Graphs play a very important role in the data science workflow. Learn how to create dynamic professional-looking plots with Plotly.py.

We use plots to understand the distribution and nature of variables in the data and use visualizations to describe our findings in reports or presentations to both colleagues and clients. The importance of plotting in a data scientist’s work cannot be overstated.

Learn more about visualizing your data at Data Science Dojo’s Introduction to Python for Data Science!

Plotting with Matplotlib

If you have worked on any kind of data analysis problem in Python you will probably have encountered matplotlib, the default (sort of) plotting library. I personally have a love-hate relationship with it — the simplest plots require quite a bit of extra code but the library does offer flexibility once you get used to its quirks. The library is also used by pandas for its built-in plotting feature. So even if you haven’t heard of matplotlib, if you’ve used df.plot(), then you’ve unknowingly used matplotlib.

Plotting with Seaborn

Another popular library is seaborn, which is essentially a high-level wrapper around matplotlib and provides functions for some custom visualizations, these require quite a bit of code to create in the standard matplotlib.
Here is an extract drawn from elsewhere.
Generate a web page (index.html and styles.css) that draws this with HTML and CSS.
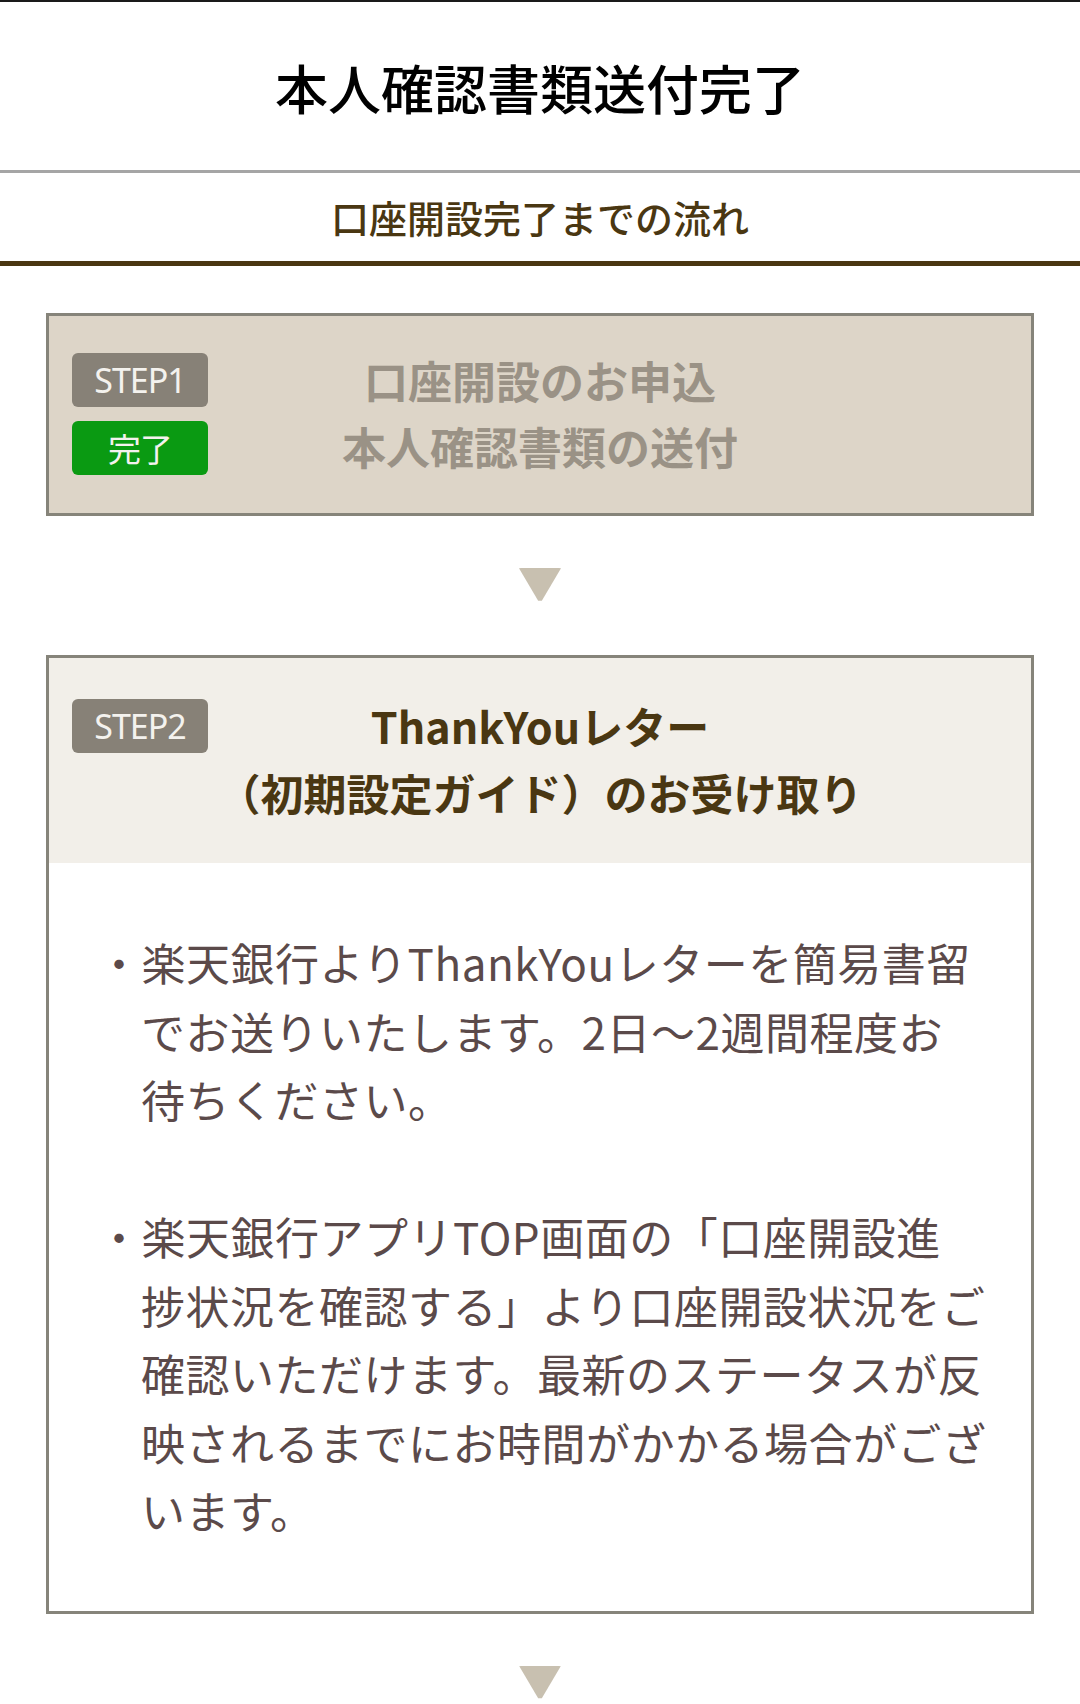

Another nice feature seaborn provides is sensible defaults for most options like axis labels, color schemes, and sizes of shapes.

Introducing Plotly

Plotly might sound like the new kid on the block, but in reality, it’s nothing like that. Plotly originally provided functionality in the form of a JavaScript library built on top of D3.js and later branched out into frontends for other languages like R, MATLAB and, of course, Python. plotly.py is the Python interface to the library.

As for usability, in my experience Plotly falls in between matplotlib and seaborn. It provides a lot of the same high-level plots as seaborn but also has extra options right there for you to tweak, such as matplotlib. It also has generally much better defaults than matplotlib.

Plotly’s interactivity

The most fascinating feature of Plotly is the interactivity. Plotly is fundamentally different from both matplotlib and seaborn because plots are rendered as static images by both of them while Plotly uses the full power of JavaScript to provide interactive controls like zooming in and panning out of the visual panel. This functionality can also be extended to create powerful dashboards and responsive visualizations that could convey so much more information than a static picture ever could.

First, let’s see how the three libraries differ in their output and complexity of code. I’ll use common statistical plots as examples.

To have a relatively even playing field, I’ll use the built-in seaborn theme that matplotlib comes with so that we don’t have to deduct points because of the plot’s looks.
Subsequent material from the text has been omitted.